Okay, so $X$ is a finite metric space and $D(X)$ is the positive part of the unit sphere of $l^1(X)$. We can consider $X$ as sitting inside $D(X)$ by identifying a point $x \in X$ with the function that is $1$ at $x$ and $0$ elsewhere.
The literal question you have asked is whether the mass transport metric on $D(X)$ is the only metric on $D(X)$ whose restriction to $X$ recovers the original metric on $X$. The answer to this question is clearly no; if you want to add a point to a metric space you generally have a lot of freedom to assign distances from it to the other points. All the more so if you are adding many new points.

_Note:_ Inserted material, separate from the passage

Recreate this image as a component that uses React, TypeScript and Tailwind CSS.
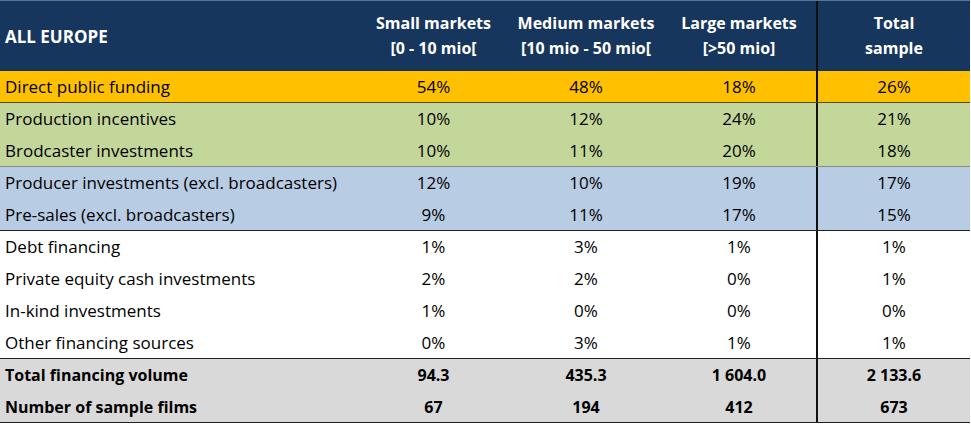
const groups = [
  {
    bg: "bg-[#ffc000]",
    border: "border-[#5a4a10]",
    rows: [["Direct public funding", "54%", "48%", "18%", "26%"]],
  },
  {
    bg: "bg-[#c4d79b]",
    border: "border-[#8a8a8a]",
    rows: [
      ["Production incentives", "10%", "12%", "24%", "21%"],
      ["Brodcaster investments", "10%", "11%", "20%", "18%"],
    ],
  },
  {
    bg: "bg-[#b8cce4]",
    border: "border-[#222]",
    rows: [
      ["Producer investments (excl. broadcasters)", "12%", "10%", "19%", "17%"],
      ["Pre-sales (excl. broadcasters)", "9%", "11%", "17%", "15%"],
    ],
  },
  {
    bg: "bg-white",
    border: "border-[#222]",
    rows: [
      ["Debt financing", "1%", "3%", "1%", "1%"],
      ["Private equity cash investments", "2%", "2%", "0%", "1%"],
      ["In-kind investments", "1%", "0%", "0%", "0%"],
      ["Other financing sources", "0%", "3%", "1%", "1%"],
    ],
  },
  {
    bg: "bg-[#d9d9d9]",
    border: "border-[#222]",
    bold: true,
    rows: [
      ["Total financing volume", "94.3", "435.3", "1 604.0", "2 133.6"],
      ["Number of sample films", "67", "194", "412", "673"],
    ],
  },
];

const cols = "grid grid-cols-[357px_153px_152px_154px_154px]";

export default function App() {
  return (
    <div className="w-[971px] h-[425px] bg-white font-['Open_Sans',sans-serif] text-[17px] text-black">
      <div className="w-[970px]">
        <div className={`${cols} h-[71px] bg-[#17365d] border-t border-[#5c7290] text-white font-bold text-[16px] leading-[25px]`}>
          <div className="flex items-center pl-[5px] text-[17px]">ALL EUROPE</div>
          <div className="flex items-center justify-center text-center">Small markets<br />[0 - 10 mio[</div>
          <div className="flex items-center justify-center text-center">Medium markets<br />[10 mio - 50 mio[</div>
          <div className="flex items-center justify-center text-center">Large markets<br />[&gt;50 mio]</div>
          <div className="flex items-center justify-center text-center border-l-2 border-[#111]">Total<br />sample</div>
        </div>
        {groups.map((g, gi) => (
          <div key={gi} className={`${g.bg} ${g.bold ? "font-bold text-[16px]" : ""}`}>
            {g.rows.map((r, ri) => (
              <div
                key={ri}
                className={`${cols} h-[32px] ${ri === g.rows.length - 1 ? `border-b ${g.border}` : ""}`}
              >
                <div className="flex items-center pl-[5px] whitespace-nowrap">{r[0]}</div>
                <div className="flex items-center justify-center">{r[1]}</div>
                <div className="flex items-center justify-center">{r[2]}</div>
                <div className="flex items-center justify-center">{r[3]}</div>
                <div className="flex items-center justify-center border-l-2 border-[#111]">{r[4]}</div>
              </div>
            ))}
          </div>
        ))}
      </div>
    </div>
  );
}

But you probably meant to take the affine structure of $D(X)$ into account. $D(X)$ is the convex hull of $X$, so we can ask: if $X$ is isometrically embedded in a Banach space $E$, is the norm on its convex hull in $E$ uniquely determined? The answer is still no. For example, let $X$ have three elements, such that the distance between any two of them is $1$. We can embed $X$ as the vertices of an equilateral triangle in the euclidean plane, or we can embed it as the points $(0,1)$, $(1,1)$, and $(1,0)$ in $l^\infty_2$. The two metrics on the convex hull of $X$ aren't the same. (Look at the distance from the average of two of the points to the third.)
However, you also asked whether the mass transport metric is "canonical". Yes, it is. It is universal in the following sense:
Theorem. Let $X$ be a metric space and let $e \in X$. Then there is a Banach space $AE(X)$ together with an isometric embedding $\iota: X \to AE(X)$ such that $\iota(e) = 0$, and such that if $f: X \to E$ is any nonexpansive map from $X$ into any Banach space $E$ with $f(e) = 0$, then there is a unique nonexpansive linear map $T: AE(X) \to E$ such that $T \circ \iota = f$.
The mass transport metric is the restriction of the metric on $AE(X)$ to the convex hull of $X$. So this theorem could be rephrased in terms of the mass transport metric being the universal metric on $D(X)$ relative to nonexpansive affine maps. In other words, it is the metric for which distances are as large as possible, given the original metric on $X$. There's a nice little book on Lipschitz algebras that covers this material, but I forget the author.